To do
Go through the listing and copy each line with the string "index".

Material provided

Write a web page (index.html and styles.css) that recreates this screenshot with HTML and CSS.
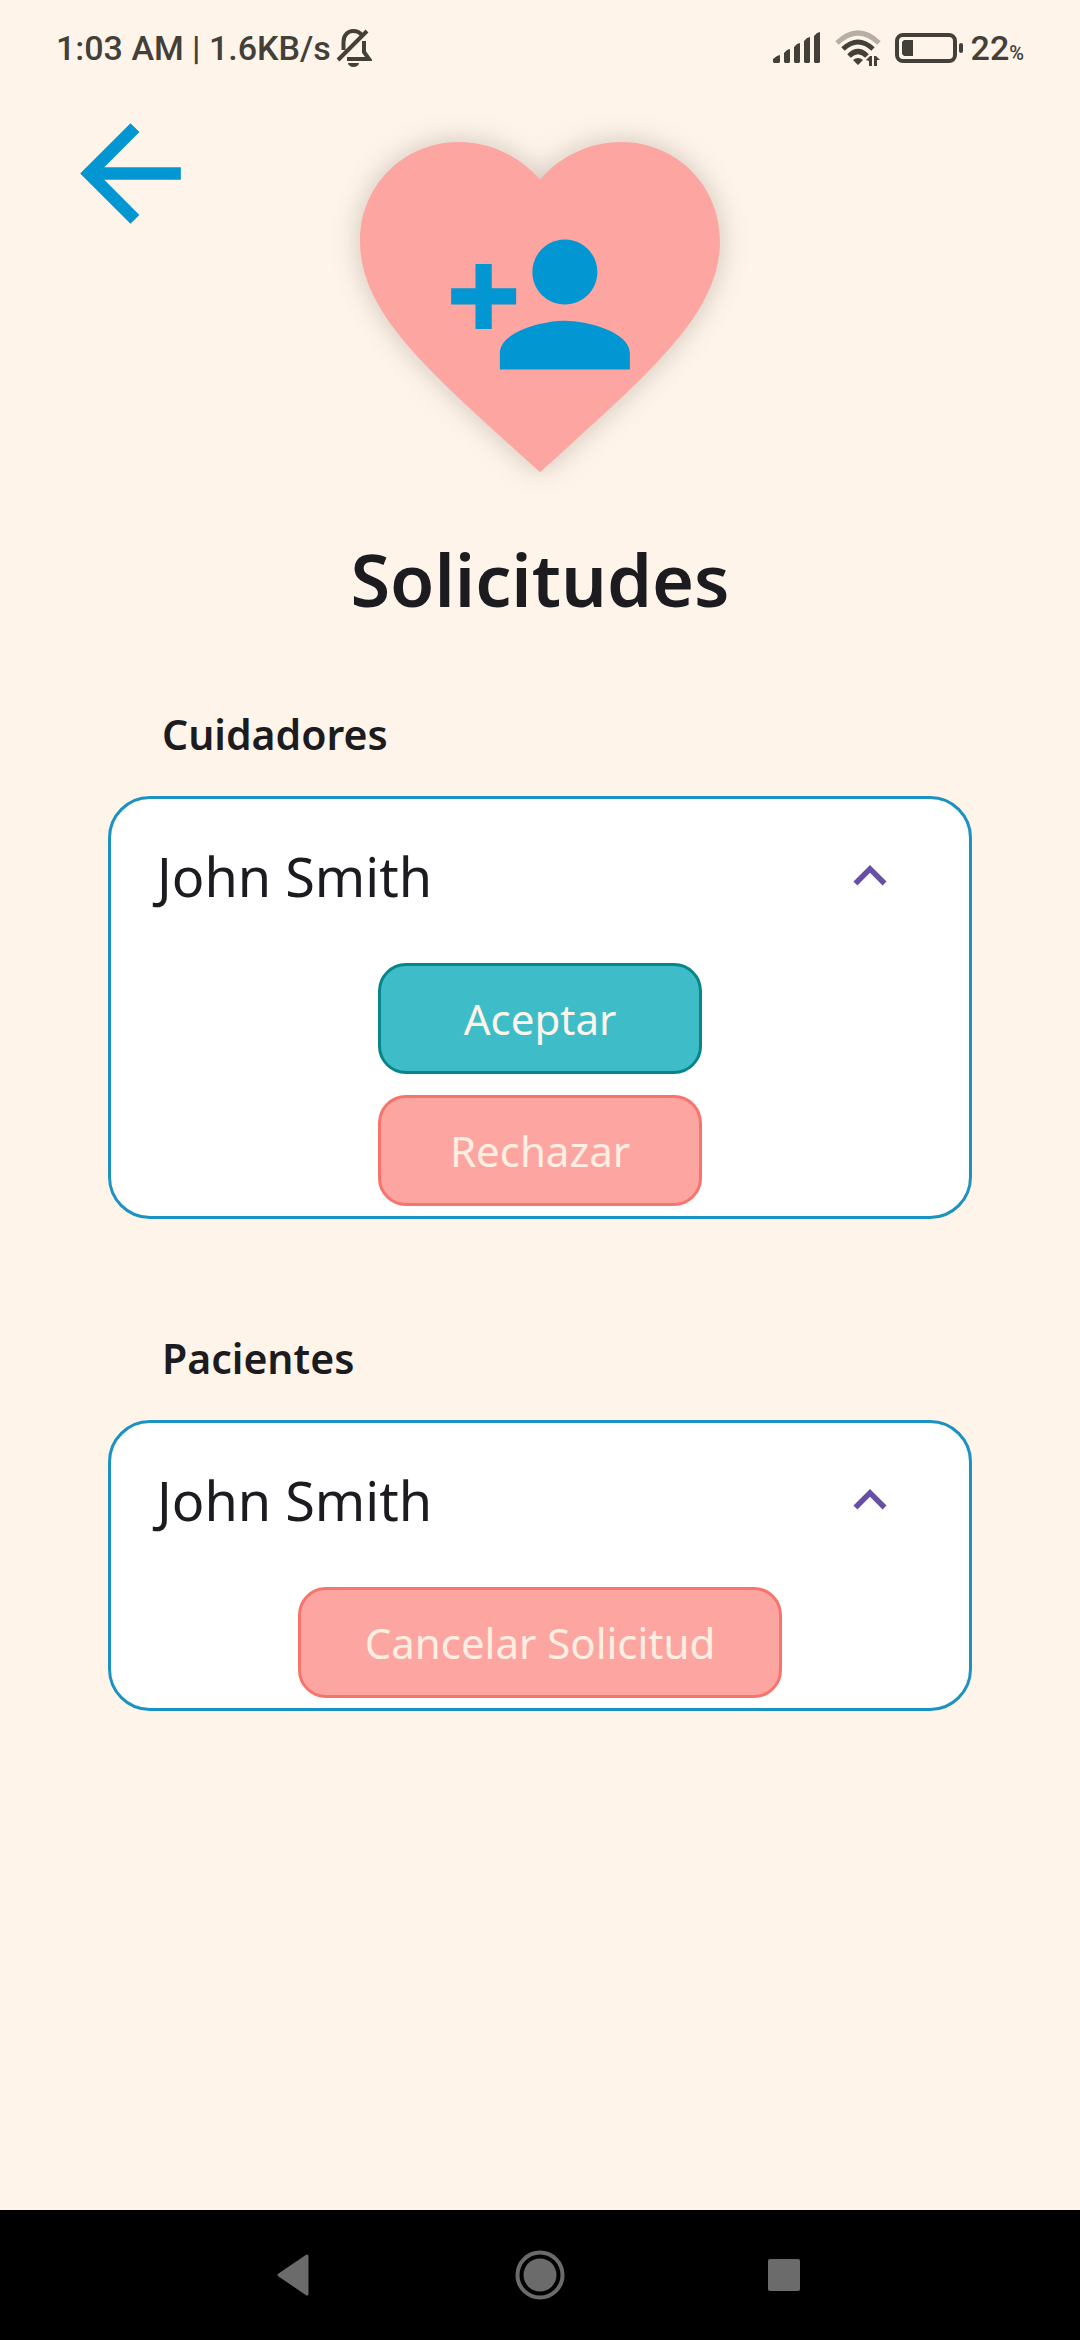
FILE: index.html
```html
<!DOCTYPE html>
<html lang="es">
<head>
<meta charset="utf-8">
<meta name="viewport" content="width=device-width, initial-scale=1">
<title>Solicitudes</title>
<link rel="stylesheet" href="styles.css">
</head>
<body>
<div class="screen">
  <header class="status-bar">
    <div class="status-group status-left">
      <span>1:03 AM | 1.6KB/s</span>
      <svg class="icon-bell" viewBox="0 0 36 40" aria-hidden="true">
        <path d="M2 32 31 3M7.500 22V14C7.500 7 12 3 17 3c4 0 7 1.500 8.500 4M28 13v11l5 7H11" fill="none" stroke="currentColor" stroke-width="4"/>
        <path d="M12 35h11a5.500 4 0 0 1-11 0z" fill="currentColor"/>
      </svg>
    </div>
    <div class="status-group status-right">
      <div class="status-group signals">
        <svg class="icon-signal" viewBox="0 0 48 32" fill="currentColor" aria-hidden="true">
          <path d="M0 27l4-3 3-1v7l-1 1H1l-1-1zM11 21l3-3 3-1v13l-1 1h-4l-1-1zM21 15l3-3 3-1v19l-1 1h-4l-1-1zM31 9l3-3 3-1v25l-1 1h-4l-1-1zM41 4l3-3 3-1v30l-1 1h-4l-1-1z"/>
        </svg>
        <svg class="icon-wifi" viewBox="0 0 46 36" aria-hidden="true">
          <g fill="none" stroke="currentColor" stroke-width="5">
            <path d="M2 13Q23-7 44 13" opacity=".38"/>
            <path d="M8 19Q23 5 38 19M14 26Q23 17 32 26"/>
          </g>
          <path d="M18 30q5-4 10 0l-5 5zM31 30l4-4h2v10h-3v-5zM39 26h2l4 4h-3v6h-3z" fill="currentColor"/>
        </svg>
        <svg class="icon-battery" viewBox="0 0 68 30" aria-hidden="true">
          <rect x="2" y="2" width="58" height="26" rx="6" fill="none" stroke="currentColor" stroke-width="4"/>
          <path d="M9 7h9v16H9l-2-2V9z" fill="currentColor"/>
          <rect x="64" y="10" width="4" height="10" rx="2" fill="currentColor"/>
        </svg>
      </div>
      <span>22<small class="percent">%</small></span>
    </div>
  </header>

  <main class="content">
    <div class="hero">
      <button class="back" type="button" aria-label="Volver">
        <svg viewBox="0 0 24 24" fill="currentColor"><path d="M20 11H7.830l5.590-5.590L12 4l-8 8 8 8 1.410-1.410L7.830 13H20z"/></svg>
      </button>
      <div class="badge">
        <svg class="heart" viewBox="0 0 24 24" fill="currentColor" aria-hidden="true"><path d="M12 21.350l-1.450-1.320C5.400 15.360 2 12.280 2 8.500 2 5.420 4.420 3 7.500 3c1.740 0 3.410.810 4.500 2.090C13.090 3.810 14.760 3 16.500 3 19.580 3 22 5.420 22 8.500c0 3.780-3.400 6.860-8.550 11.540z"/></svg>
        <svg class="person" viewBox="0 0 24 24" fill="currentColor" aria-hidden="true"><path d="M15 12c2.210 0 4-1.790 4-4s-1.790-4-4-4-4 1.790-4 4 1.790 4 4 4zm-9-2V7H4v3H1v2h3v3h2v-3h3v-2zm9 4c-2.670 0-8 1.340-8 4v2h16v-2c0-2.660-5.330-4-8-4z"/></svg>
      </div>
    </div>

    <h1 class="title">Solicitudes</h1>

    <section class="section">
      <h2 class="section-title">Cuidadores</h2>
      <div class="card">
        <div class="card-head">
          <span>John Smith</span>
          <button class="toggle" type="button" aria-label="Contraer" aria-expanded="true">
            <svg viewBox="0 0 24 24" fill="currentColor"><path d="M12 8l-6 6 1.410 1.410L12 10.830l4.590 4.580L18 14z"/></svg>
          </button>
        </div>
        <button class="btn btn-accept" type="button">Aceptar</button>
        <button class="btn btn-reject" type="button">Rechazar</button>
      </div>
    </section>

    <section class="section">
      <h2 class="section-title">Pacientes</h2>
      <div class="card">
        <div class="card-head">
          <span>John Smith</span>
          <button class="toggle" type="button" aria-label="Contraer" aria-expanded="true">
            <svg viewBox="0 0 24 24" fill="currentColor"><path d="M12 8l-6 6 1.410 1.410L12 10.830l4.590 4.580L18 14z"/></svg>
          </button>
        </div>
        <button class="btn btn-reject" type="button">Cancelar Solicitud</button>
      </div>
    </section>
  </main>

  <nav class="nav-bar" aria-label="Sistema">
    <button type="button" aria-label="Atrás"><svg viewBox="0 0 50 50"><path d="M8 25 36 6v38z" fill="currentColor" stroke="currentColor" stroke-width="3" stroke-linejoin="round"/></svg></button>
    <button type="button" aria-label="Inicio"><svg viewBox="0 0 50 50"><circle cx="25" cy="25" r="22.500" fill="none" stroke="currentColor" stroke-width="4"/><circle cx="25" cy="25" r="16.500" fill="currentColor"/></svg></button>
    <button type="button" aria-label="Recientes"><svg viewBox="0 0 50 50"><rect x="9" y="9" width="32" height="32" rx="2" fill="currentColor"/></svg></button>
  </nav>
</div>
</body>
</html>
```
FILE: styles.css
```css
:root {
  --cream: #fff4e9;
  --pink: #fda6a1;
  --blue: #0296d3;
  --ink: #1c1b1f;
}

* {
  box-sizing: border-box;
}

body {
  margin: 0;
  background: var(--cream);
  color: var(--ink);
  font-family: "Noto Sans", "Open Sans", sans-serif;
}

button {
  padding: 0;
  border: 0;
  background: none;
  color: inherit;
  font: inherit;
}

svg {
  display: block;
}

.screen {
  display: flex;
  flex-direction: column;
  min-height: 100vh;
}

.status-bar {
  display: flex;
  justify-content: space-between;
  height: 88px;
  padding: 8px 56px 0;
  color: #433f39;
  font: 500 34px/80px Roboto, sans-serif;
}

.status-group {
  display: flex;
  align-items: center;
}

.status-left { gap: 5px; }
.status-right { gap: 8px; }
.signals { gap: 14px; }

.icon-bell { width: 36px; height: 40px; }
.icon-signal { width: 48px; height: 32px; }
.icon-wifi { width: 46px; height: 36px; }
.icon-battery { width: 68px; height: 30px; }

.percent {
  font-size: 20px;
  line-height: 1;
}

.content {
  flex: 1;
}

.hero {
  display: grid;
  grid-template-columns: 1fr auto 1fr;
}

.back {
  justify-self: start;
  align-self: start;
  width: 151px;
  height: 151px;
  margin: 10px 0 0 55px;
  color: var(--blue);
}

.badge {
  display: grid;
  place-items: center;
}

.badge > svg {
  grid-area: 1 / 1;
}

.heart {
  width: 432px;
  height: 432px;
  color: var(--pink);
  filter: drop-shadow(0 0 14px rgba(0, 0, 0, .2));
}

.person {
  z-index: 1;
  width: 195px;
  height: 195px;
  color: var(--blue);
}

.title {
  margin: 0;
  font-size: 72px;
  font-weight: 600;
  line-height: 118px;
  text-align: center;
}

.section {
  width: 80%;
  margin: 60px auto 0;
}

.section + .section {
  margin-top: 103px;
}

.section-title {
  margin: 0;
  padding: 0 54px;
  font-size: 41px;
  font-weight: 600;
  line-height: 72px;
}

.card {
  display: flex;
  flex-direction: column;
  align-items: center;
  gap: 21px;
  margin-top: 26px;
  padding: 0 46px 10px;
  border: 3px solid #1a92c2;
  border-radius: 42px;
  background: #fff;
}

.card-head {
  display: flex;
  justify-content: space-between;
  align-items: center;
  width: 100%;
  height: 143px;
  padding-top: 10px;
  font-size: 54px;
}

.toggle {
  width: 66px;
  height: 66px;
  margin-right: 20px;
  color: #6750a4;
}

.btn {
  min-width: 324px;
  height: 111px;
  padding: 0 64px;
  border: 3px solid;
  border-radius: 28px;
  font-size: 42px;
}

.btn-accept {
  border-color: #07858b;
  background: #3ebdc8;
  color: #fff4e9;
}

.btn-reject {
  border-color: #f9736d;
  background: var(--pink);
  color: #ffefe3;
}

.nav-bar {
  display: flex;
  justify-content: center;
  align-items: center;
  gap: 194px;
  height: 130px;
  background: #000;
  color: #6b6b6b;
}

.nav-bar button {
  width: 50px;
  height: 50px;
}
```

Task result
Write a web page (index.html and styles.css) that recreates this screenshot with HTML and CSS.
FILE: index.html
  z-index: 1;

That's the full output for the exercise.